§ **YOUR TASK**: Reproduce every line of the listing as written, apart from the pictures.

§ **COLLECTED DATA**:
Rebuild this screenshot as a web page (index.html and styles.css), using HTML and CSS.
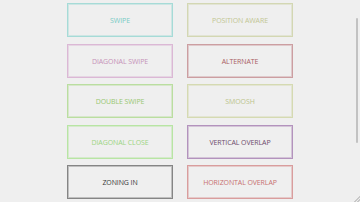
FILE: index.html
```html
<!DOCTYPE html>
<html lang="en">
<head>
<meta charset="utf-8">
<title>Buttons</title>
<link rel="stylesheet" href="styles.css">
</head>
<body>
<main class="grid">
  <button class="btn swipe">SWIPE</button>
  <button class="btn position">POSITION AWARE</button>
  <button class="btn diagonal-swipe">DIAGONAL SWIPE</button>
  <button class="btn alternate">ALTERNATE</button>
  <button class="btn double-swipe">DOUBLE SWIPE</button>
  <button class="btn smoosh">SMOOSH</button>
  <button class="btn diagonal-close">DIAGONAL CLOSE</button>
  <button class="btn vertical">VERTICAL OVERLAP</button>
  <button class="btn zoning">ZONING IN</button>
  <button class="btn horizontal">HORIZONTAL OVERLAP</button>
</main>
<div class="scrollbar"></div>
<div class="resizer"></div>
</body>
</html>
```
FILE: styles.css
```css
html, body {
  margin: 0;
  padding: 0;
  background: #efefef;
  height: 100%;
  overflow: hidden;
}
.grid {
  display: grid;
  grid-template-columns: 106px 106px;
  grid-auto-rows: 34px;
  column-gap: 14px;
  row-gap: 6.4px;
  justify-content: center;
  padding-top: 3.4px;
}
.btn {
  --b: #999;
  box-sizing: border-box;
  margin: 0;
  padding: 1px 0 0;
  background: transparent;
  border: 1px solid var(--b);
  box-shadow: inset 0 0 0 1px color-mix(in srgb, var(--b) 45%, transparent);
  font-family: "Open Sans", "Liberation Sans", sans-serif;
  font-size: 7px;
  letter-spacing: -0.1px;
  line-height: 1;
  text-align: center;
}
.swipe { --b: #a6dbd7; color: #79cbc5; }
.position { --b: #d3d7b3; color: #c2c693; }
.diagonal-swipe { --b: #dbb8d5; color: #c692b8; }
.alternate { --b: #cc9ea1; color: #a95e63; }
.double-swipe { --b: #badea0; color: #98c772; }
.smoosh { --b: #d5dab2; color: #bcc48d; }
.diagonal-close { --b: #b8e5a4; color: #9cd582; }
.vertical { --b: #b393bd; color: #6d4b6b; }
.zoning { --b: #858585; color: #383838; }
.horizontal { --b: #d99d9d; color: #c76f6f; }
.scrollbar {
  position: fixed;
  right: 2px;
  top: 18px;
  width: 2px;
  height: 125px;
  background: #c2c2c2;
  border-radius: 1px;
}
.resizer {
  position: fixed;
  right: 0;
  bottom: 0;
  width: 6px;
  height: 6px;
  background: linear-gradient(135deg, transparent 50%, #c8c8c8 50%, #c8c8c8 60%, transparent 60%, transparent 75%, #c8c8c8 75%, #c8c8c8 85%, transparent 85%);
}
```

§ **TASK SOLUTION**:
Rebuild this screenshot as a web page (index.html and styles.css), using HTML and CSS.
FILE: index.html
```html
<!DOCTYPE html>
<html lang="en">
<head>
<meta charset="utf-8">
<title>Buttons</title>
<link rel="stylesheet" href="styles.css">
</head>
<body>
<main class="grid">
  <button class="btn swipe">SWIPE</button>
  <button class="btn position">POSITION AWARE</button>
  <button class="btn diagonal-swipe">DIAGONAL SWIPE</button>
  <button class="btn alternate">ALTERNATE</button>
  <button class="btn double-swipe">DOUBLE SWIPE</button>
  <button class="btn smoosh">SMOOSH</button>
  <button class="btn diagonal-close">DIAGONAL CLOSE</button>
  <button class="btn vertical">VERTICAL OVERLAP</button>
  <button class="btn zoning">ZONING IN</button>
  <button class="btn horizontal">HORIZONTAL OVERLAP</button>
</main>
<div class="scrollbar"></div>
<div class="resizer"></div>
</body>
</html>
```
FILE: styles.css
```css
html, body {
  margin: 0;
  padding: 0;
  background: #efefef;
  height: 100%;
  overflow: hidden;
}
.grid {
  display: grid;
  grid-template-columns: 106px 106px;
  grid-auto-rows: 34px;
  column-gap: 14px;
  row-gap: 6.4px;
  justify-content: center;
  padding-top: 3.4px;
}
.btn {
  --b: #999;
  box-sizing: border-box;
  margin: 0;
  padding: 1px 0 0;
  background: transparent;
  border: 1px solid var(--b);
  box-shadow: inset 0 0 0 1px color-mix(in srgb, var(--b) 45%, transparent);
  font-family: "Open Sans", "Liberation Sans", sans-serif;
  font-size: 7px;
  letter-spacing: -0.1px;
  line-height: 1;
  text-align: center;
}
.swipe { --b: #a6dbd7; color: #79cbc5; }
.position { --b: #d3d7b3; color: #c2c693; }
.diagonal-swipe { --b: #dbb8d5; color: #c692b8; }
.alternate { --b: #cc9ea1; color: #a95e63; }
.double-swipe { --b: #badea0; color: #98c772; }
.smoosh { --b: #d5dab2; color: #bcc48d; }
.diagonal-close { --b: #b8e5a4; color: #9cd582; }
.vertical { --b: #b393bd; color: #6d4b6b; }
.zoning { --b: #858585; color: #383838; }
.horizontal { --b: #d99d9d; color: #c76f6f; }
.scrollbar {
  position: fixed;
  right: 2px;
  top: 18px;
  width: 2px;
  height: 125px;
  background: #c2c2c2;
  border-radius: 1px;
}
.resizer {
  position: fixed;
  right: 0;
  bottom: 0;
  width: 6px;
  height: 6px;
  background: linear-gradient(135deg, transparent 50%, #c8c8c8 50%, #c8c8c8 60%, transparent 60%, transparent 75%, #c8c8c8 75%, #c8c8c8 85%, transparent 85%);
}
```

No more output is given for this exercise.